4. Receiver Operating Characteristic (ROC) Curve
The ROC curve is a graphical representation of a classifier’s performance across different thresholds. The curve plots the True Positive Rate (Recall) against the False Positive Rate (1-Specificity).
A perfect classifier would have a ROC curve that passes through the top left corner of the graph, representing a true positive rate of 1 and a false positive rate of 0. A classifier with no discriminating power will have a ROC curve resembling a diagonal line from the bottom left corner to the top right corner.
When to use:
- When you need to visualize and analyze the trade-offs between sensitivity (recall) and specificity.

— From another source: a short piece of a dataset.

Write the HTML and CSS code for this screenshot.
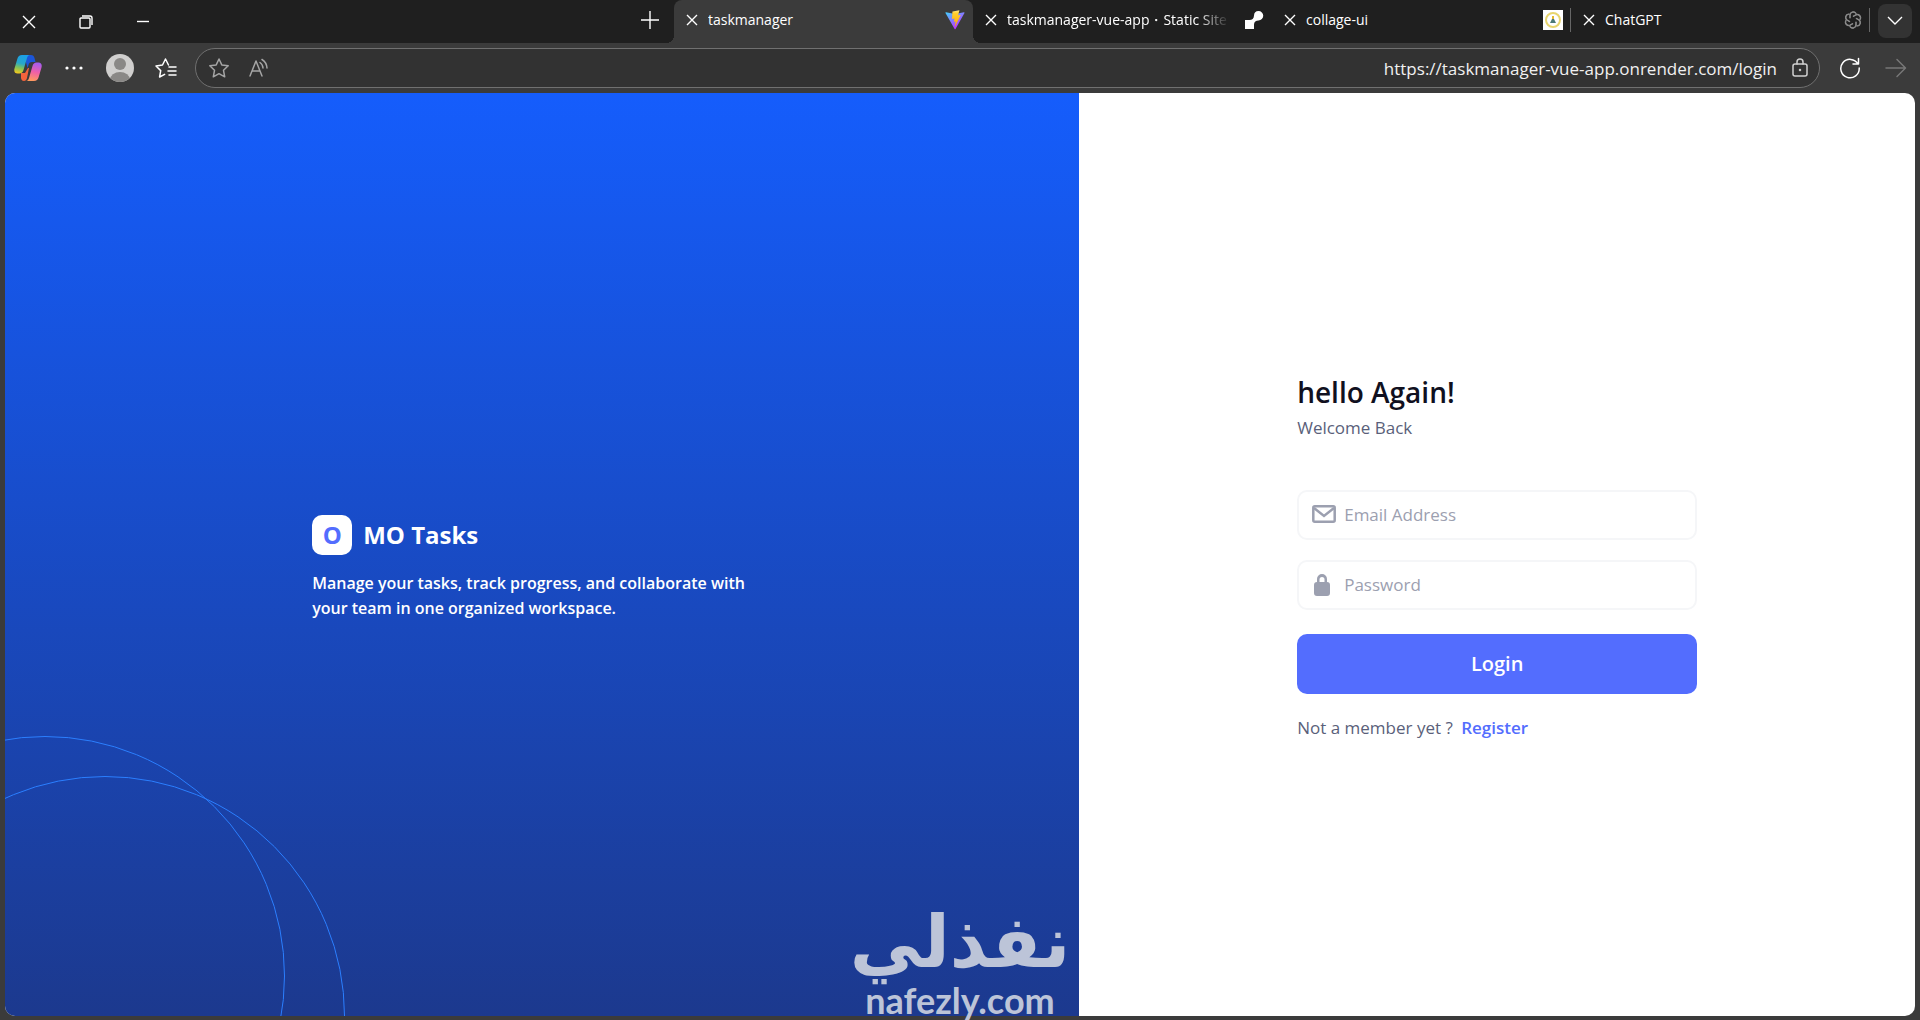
FILE: index.html
```html
<!DOCTYPE html>
<html lang="en">

<head>
  <meta charset="UTF-8">
  <title>taskmanager</title>
  <link rel="stylesheet" href="styles.css">
</head>

<body>
  <div class="browser">
    <!-- Tab strip -->
    <header class="tab-bar">
      <div class="window-controls">
        <button class="window-btn" aria-label="Close">
          <svg width="14" height="14" viewBox="0 0 14 14"><path d="M1 1l12 12M13 1L1 13" /></svg>
        </button>
        <button class="window-btn" aria-label="Restore">
          <svg width="14" height="14" viewBox="0 0 14 14"><path d="M1 4a1 1 0 0 1 1-1h8a1 1 0 0 1 1 1v8a1 1 0 0 1-1 1H2a1 1 0 0 1-1-1zM3 1h8a2 2 0 0 1 2 2v7" /></svg>
        </button>
        <button class="window-btn" aria-label="Minimize">
          <svg width="14" height="14" viewBox="0 0 14 14"><path d="M1 6.500h12" /></svg>
        </button>
      </div>
      <button class="new-tab" aria-label="New tab">
        <svg width="18" height="18" viewBox="0 0 18 18"><path d="M9 0v18M0 9h18" /></svg>
      </button>
      <nav class="tabs">
        <div class="tab active">
          <button class="tab-close" aria-label="Close tab"><svg width="12" height="12" viewBox="0 0 12 12"><path d="M1 1l10 10M11 1L1 11" /></svg></button>
          <span class="tab-title">taskmanager</span>
          <svg class="favicon" width="20" height="20" viewBox="0 0 410 404">
            <defs>
              <linearGradient id="viteBlue" x1="0" y1="0" x2="0.600" y2="0.900">
                <stop offset="0" stop-color="#41d1ff" />
                <stop offset="1" stop-color="#bd34fe" />
              </linearGradient>
              <linearGradient id="viteYellow" x1="0" y1="0" x2="0" y2="1">
                <stop offset="0" stop-color="#ffea83" />
                <stop offset="0.200" stop-color="#ffcf2d" />
                <stop offset="1" stop-color="#ffa800" />
              </linearGradient>
            </defs>
            <path fill="url(#viteBlue)" d="M399 59L216 388c-4 7-15 7-19 0L10 59c-4-7 2-16 11-14l184 32 183-32c9-2 15 7 11 14z" />
            <path fill="url(#viteYellow)" d="M293 2L157 28c-3 0-5 2-5 5l-8 141c0 4 3 6 7 6l37-9c4-1 7 2 6 6l-11 55c-1 4 3 7 6 6l24-7c3-1 7 2 6 6l-18 87c-1 5 6 8 9 4l110-222c2-4-1-8-5-7l-39 8c-4 0-7-3-6-7l25-91c1-4-2-7-2-7z" />
          </svg>
        </div>
        <div class="tab">
          <button class="tab-close" aria-label="Close tab"><svg width="12" height="12" viewBox="0 0 12 12"><path d="M1 1l10 10M11 1L1 11" /></svg></button>
          <span class="tab-title faded">taskmanager-vue-app・Static Site</span>
          <svg class="favicon" width="20" height="20" viewBox="0 0 20 20" fill="#fff"><path d="M14.500 1A4.700 4.700 0 0 0 10 5.500C10 8.500 8 10 5.500 10H1v9h9v-4.500C10 12 12 10.500 14.500 10.500A4.750 4.750 0 0 0 14.500 1z" /></svg>
        </div>
        <div class="tab divided">
          <button class="tab-close" aria-label="Close tab"><svg width="12" height="12" viewBox="0 0 12 12"><path d="M1 1l10 10M11 1L1 11" /></svg></button>
          <span class="tab-title">collage-ui</span>
          <svg class="favicon" width="20" height="20" viewBox="0 0 20 20">
            <rect width="20" height="20" fill="#fff" />
            <circle cx="10" cy="10" r="7" fill="none" stroke="#e8d56e" stroke-width="2" />
            <path d="M10 6v3" stroke="#e5b92e" stroke-width="2" />
            <path d="M9 9h2l2 4H7z" fill="#4c7a78" />
          </svg>
        </div>
        <div class="tab divided">
          <button class="tab-close" aria-label="Close tab"><svg width="12" height="12" viewBox="0 0 12 12"><path d="M1 1l10 10M11 1L1 11" /></svg></button>
          <span class="tab-title">ChatGPT</span>
          <svg class="favicon" width="18" height="18" viewBox="0 0 24 24" fill="none" stroke="#8a8a8a" stroke-width="1.500">
            <path id="petal" d="M12 7.400l4-2.300a4.300 4.300 0 0 1 6 5.200c-.3 1-.9 1.700-1.600 2.200M8 9.700V5.500a4.300 4.300 0 0 1 7.800-2.200" />
            <use href="#petal" transform="rotate(60 12 12)" />
            <use href="#petal" transform="rotate(120 12 12)" />
            <use href="#petal" transform="rotate(180 12 12)" />
            <use href="#petal" transform="rotate(240 12 12)" />
            <use href="#petal" transform="rotate(300 12 12)" />
          </svg>
        </div>
      </nav>
      <button class="tab-menu" aria-label="Tab actions">
        <svg width="16" height="10" viewBox="0 0 16 10"><path d="M1 1l7 7 7-7" /></svg>
      </button>
    </header>

    <!-- Toolbar with the address field -->
    <div class="toolbar">
      <button class="tool-btn" aria-label="Copilot">
        <svg width="28" height="28" viewBox="0 0 28 28">
          <defs>
            <linearGradient id="copilotLeft" x1="0.500" y1="0" x2="0.300" y2="1">
              <stop offset="0" stop-color="#1b9fe8" />
              <stop offset="0.450" stop-color="#28a8c9" />
              <stop offset="0.700" stop-color="#7fc25a" />
              <stop offset="1" stop-color="#f2c81e" />
            </linearGradient>
            <linearGradient id="copilotRight" x1="0.600" y1="0" x2="0.400" y2="1">
              <stop offset="0" stop-color="#a45cf0" />
              <stop offset="0.500" stop-color="#ef5fa8" />
              <stop offset="1" stop-color="#ff9a5c" />
            </linearGradient>
          </defs>
          <path fill="#1b55d8" d="M10 1h7c2 0 3 1 3.500 3L21.500 8H18c-2 0-3 1-3.500 3l-1 3z" />
          <path fill="#f4633c" d="M7 19h4l3-5 1 0-2 10c-.5 2-1.500 3-3 3-2 0-2.500-1-3-3z" />
          <path fill="url(#copilotLeft)" d="M8 1h8c-1.500 0-2.500 1-3 3L9.500 16c-.6 2-2 3.500-4 3.500H3.500C1 19.500-.3 17.500.5 14.500l2.800-9.500C4 2.500 5.500 1 8 1z" />
          <path fill="url(#copilotRight)" d="M20 27h-8c1.500 0 2.500-1 3-3l3.500-12c.6-2 2-3.500 4-3.500h2c2.500 0 3.800 2 3 5L24.700 23C24 25.500 22.500 27 20 27z" />
        </svg>
      </button>
      <button class="tool-btn" aria-label="Settings and more">
        <svg width="18" height="4" viewBox="0 0 18 4" fill="#fff"><circle cx="2" cy="2" r="1.600" /><circle cx="9" cy="2" r="1.600" /><circle cx="16" cy="2" r="1.600" /></svg>
      </button>
      <button class="tool-btn" aria-label="Profile">
        <svg width="28" height="28" viewBox="0 0 28 28">
          <clipPath id="avatar"><circle cx="14" cy="14" r="14" /></clipPath>
          <g clip-path="url(#avatar)">
            <rect width="28" height="28" fill="#d0cfce" />
            <circle cx="14" cy="10" r="6" fill="#8a8886" />
            <ellipse cx="14" cy="26" rx="10" ry="8" fill="#8a8886" />
          </g>
        </svg>
      </button>
      <button class="tool-btn" aria-label="Favorites">
        <svg class="line-icon" width="22" height="20" viewBox="0 0 22 20"><path d="M13.500 7L10.500 1 7.500 7 1 8l4.700 4.600L4.600 19l5-2.600M14 9h7M13 13h8M14 17h7" /></svg>
      </button>
      <div class="address">
        <button class="address-btn" aria-label="Add to favorites">
          <svg class="line-icon dim" width="22" height="22" viewBox="0 0 22 22"><path d="M11 2l2.800 5.900 6.400.9-4.700 4.500 1.200 6.500-5.700-3.100-5.700 3.100 1.200-6.500L1.800 8.800l6.400-.9z" /></svg>
        </button>
        <button class="address-btn" aria-label="Read aloud">
          <svg class="line-icon dim" width="22" height="20" viewBox="0 0 22 20"><path d="M2 18L8 3l6 15M4 13h8M12 4.500a7 7 0 0 1 3 5.500M14 1.500a11 11 0 0 1 5 8.500" /></svg>
        </button>
        <input class="address-input" type="text" aria-label="Address" value="https://taskmanager-vue-app.onrender.com/login">
        <svg class="line-icon lock" width="18" height="20" viewBox="0 0 18 20"><rect x="2" y="6" width="14" height="12" rx="2" /><path d="M6 6V4a3 3 0 0 1 6 0v2" /><circle cx="9" cy="12" r="0.500" /></svg>
      </div>
      <button class="tool-btn" aria-label="Reload">
        <svg class="line-icon" width="22" height="22" viewBox="0 0 22 22"><path d="M19 7a9.200 9.200 0 1 0 1.200 4M19.500 1.500V7H14" /></svg>
      </button>
      <button class="tool-btn" aria-label="Forward" disabled>
        <svg class="line-icon faint" width="22" height="20" viewBox="0 0 22 20"><path d="M1 10h19M12 1.500l8.500 8.500-8.500 8.500" /></svg>
      </button>
    </div>

    <!-- Login page -->
    <main class="page">
      <section class="intro">
        <div class="intro-content">
          <div class="brand">
            <span class="brand-logo">O</span>
            <h1 class="brand-name">MO Tasks</h1>
          </div>
          <p class="intro-text">Manage your tasks, track progress, and collaborate with your team in one organized workspace.</p>
        </div>
        <div class="circle circle-back"></div>
        <div class="circle circle-front"></div>
      </section>
      <section class="login">
        <form class="login-form">
          <h2 class="login-title">hello Again!</h2>
          <p class="login-subtitle">Welcome Back</p>
          <label class="field">
            <svg width="24" height="24" viewBox="0 0 24 24" fill="none" stroke="#9ca0b0" stroke-width="2.500"><rect x="1.300" y="3.300" width="21.400" height="15.400" rx="1.500" /><path d="M2 5l10 8 10-8" /></svg>
            <input type="email" placeholder="Email Address" aria-label="Email Address">
          </label>
          <label class="field">
            <svg width="24" height="24" viewBox="0 0 24 24" fill="#9ca0b0"><path fill-rule="evenodd" d="M5 9V6a5 5 0 0 1 10 0v3a3 3 0 0 1 3 3v8a3 3 0 0 1-3 3H5a3 3 0 0 1-3-3v-8a3 3 0 0 1 3-3zm2.500 0h5V6.500a2.500 2.500 0 0 0-5 0z" /></svg>
            <input type="password" placeholder="Password" aria-label="Password">
          </label>
          <button class="login-btn" type="submit">Login</button>
          <p class="register">Not a member yet ? <a href="#">Register</a></p>
        </form>
      </section>
    </main>

    <div class="watermark">
      <span class="watermark-name" lang="ar">نفذلي</span>
      <span class="watermark-site">nafezly.com</span>
    </div>
  </div>
</body>

</html>
```

FILE: styles.css
```css
* {
  box-sizing: border-box;
}

body {
  margin: 0;
  font-family: "Open Sans", "Noto Sans", sans-serif;
  background-color: #3b3b3b;
}

button {
  display: flex;
  align-items: center;
  justify-content: center;
  padding: 0;
  border: none;
  background: none;
  font-family: inherit;
  cursor: pointer;
}

input {
  min-width: 0;
  padding: 0;
  border: none;
  outline: none;
  background: none;
  font-family: inherit;
}

h1,
h2,
p {
  margin: 0;
}

.browser {
  position: relative;
  display: flex;
  flex-direction: column;
  min-height: 100vh;
}

/* Tab strip */
.tab-bar {
  display: flex;
  height: 43px;
  padding-right: 8px;
  background-color: #1f1f1f;
}

.tab-bar svg {
  flex-shrink: 0;
}

.window-btn svg,
.new-tab svg,
.tab-close svg,
.tab-menu svg {
  fill: none;
  stroke: #fff;
  stroke-width: 1.4;
}

.window-controls {
  display: flex;
  margin-right: auto;
}

.window-btn {
  width: 57px;
}

.new-tab {
  width: 48px;
  padding-bottom: 4px;
}

.tabs {
  display: flex;
  flex: 0 1 1196px;
  min-width: 0;
}

.tab {
  position: relative;
  display: flex;
  align-items: center;
  flex: 1;
  min-width: 0;
  gap: 10px;
  padding: 0 8px 4px 12px;
}

.tab.active {
  background-color: #3b3b3b;
  border-radius: 8px 8px 0 0;
}

/* Flared feet of the active tab */
.tab.active::before,
.tab.active::after {
  content: "";
  position: absolute;
  bottom: 0;
  width: 8px;
  height: 8px;
}

.tab.active::before {
  right: 100%;
  background: radial-gradient(circle at 0 0, #1f1f1f 8px, #3b3b3b 8px);
}

.tab.active::after {
  left: 100%;
  background: radial-gradient(circle at 100% 0, #1f1f1f 8px, #3b3b3b 8px);
}

.tab.divided::after {
  content: "";
  position: absolute;
  right: 0;
  width: 1px;
  height: 24px;
  background-color: #666;
}

.tab-title {
  flex: 1;
  overflow: hidden;
  white-space: nowrap;
  font-size: 14px;
  color: #fff;
}

.tab-title.faded {
  margin-right: 4px;
  mask-image: linear-gradient(to right, #000 85%, transparent);
}

.tab-menu {
  width: 34px;
  height: 34px;
  margin: 4px 0 0 8px;
  border-radius: 8px;
  background-color: #333;
}

/* Toolbar */
.toolbar {
  display: flex;
  align-items: center;
  height: 50px;
  padding: 0 1px 0 5px;
}

.tool-btn {
  width: 46px;
  height: 40px;
}

.line-icon {
  fill: none;
  stroke: #fff;
  stroke-width: 1.5;
  stroke-linejoin: round;
  stroke-linecap: round;
}

.line-icon.dim {
  stroke: #a5a5a5;
}

.line-icon.faint {
  stroke: #777;
}

.line-icon.lock {
  margin-left: -4px;
  stroke: #d0d0d0;
}

.address {
  display: flex;
  align-items: center;
  flex: 1;
  height: 40px;
  margin: 0 7px 0 6px;
  padding: 0 10px 0 12px;
  gap: 18px;
  border: 1px solid #707070;
  border-radius: 20px;
  background-color: #323232;
}

.address-input {
  flex: 1;
  font-size: 17px;
  text-align: right;
  color: #f0f0f0;
}

/* Page */
.page {
  display: flex;
  flex: 1;
  margin: 0 5px 4px;
  overflow: hidden;
  border-radius: 10px;
  background-color: #fff;
}

.intro {
  position: relative;
  display: flex;
  align-items: center;
  justify-content: center;
  flex: 9;
  overflow: hidden;
  background: linear-gradient(to bottom, #155dfc, #1c398e);
}

.intro-content {
  width: 460px;
  padding-top: 26px;
  color: #fff;
}

.brand {
  display: flex;
  align-items: center;
  gap: 11px;
  margin-bottom: 16px;
}

.brand-logo {
  display: flex;
  align-items: center;
  justify-content: center;
  width: 40px;
  height: 40px;
  border-radius: 10px;
  font-size: 24px;
  font-weight: 700;
  color: #536dfe;
  background-color: #fff;
}

.brand-name {
  font-size: 24px;
  font-weight: 700;
}

.intro-text {
  font-size: 16px;
  font-weight: 600;
  line-height: 25px;
}

/* Decorative circles in the corner */
.circle {
  position: absolute;
  width: 480px;
  height: 480px;
  border: 1px solid #2b7fff;
  border-radius: 50%;
}

.circle-back {
  left: -200px;
  bottom: -200px;
}

.circle-front {
  left: -140px;
  bottom: -240px;
}

.login {
  display: flex;
  align-items: center;
  justify-content: center;
  flex: 7;
}

.login-form {
  width: 400px;
  padding-top: 4px;
}

.login-title {
  margin-bottom: 2px;
  font-size: 28px;
  font-weight: 600;
  line-height: 40px;
  color: #101020;
}

.login-subtitle {
  margin-bottom: 48px;
  font-size: 17px;
  line-height: 28px;
  color: #5a5f7a;
}

.field {
  display: flex;
  align-items: center;
  gap: 8px;
  height: 50px;
  margin-bottom: 20px;
  padding: 0 13px;
  border: 2px solid #f5f6f8;
  border-radius: 10px;
}

.field input {
  flex: 1;
  font-size: 17px;
}

.field input::placeholder {
  color: #9ca0b0;
}

.login-btn {
  width: 100%;
  height: 60px;
  margin: 24px 0 20px;
  border-radius: 10px;
  font-size: 20px;
  font-weight: 600;
  color: #fff;
  background-color: #536dfe;
}

.register {
  font-size: 17px;
  line-height: 28px;
  color: #5a5f7a;
}

.register a {
  margin-left: 4px;
  font-weight: 600;
  color: #536dfe;
  text-decoration: none;
}

/* Watermark over the page */
.watermark {
  position: absolute;
  left: 852px;
  bottom: 2px;
  display: flex;
  flex-direction: column;
  align-items: center;
  width: 216px;
  color: #bcc4d8;
}

.watermark-name {
  font-family: "DejaVu Sans", sans-serif;
  font-size: 72px;
  font-weight: 700;
  line-height: 80px;
}

.watermark-site {
  font-family: Lato, sans-serif;
  font-size: 36px;
  font-weight: 700;
  line-height: 36px;
}
```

5. Area Under the Curve (AUC)
AUC provides a scalar value to quantify the performance represented by the ROC curve. An AUC of 1.0 denotes a perfect classifier, while an AUC of 0.5 denotes a model no better than random guessing. The AUC provides insight into the model’s ability to distinguish between the positive and negative classes irrespective of the threshold.
In essence, the AUC measures the classifier’s two-dimensional performance — considering both the positive class and the negative class — which makes it especially valuable for imbalanced datasets.
Conclusion
While accuracy is a useful metric, it doesn’t tell the complete story, especially in the context of imbalanced datasets. Precision, Recall, ROC, and AUC provide more granular insights into a model’s performance, allowing data scientists to fine-tune their models and choose the best ones for deployment.
It’s important to remember that no single metric will provide a comprehensive view. Instead, using a combination of these metrics, tailored to the specific problem and dataset at hand, will yield the most insightful evaluation.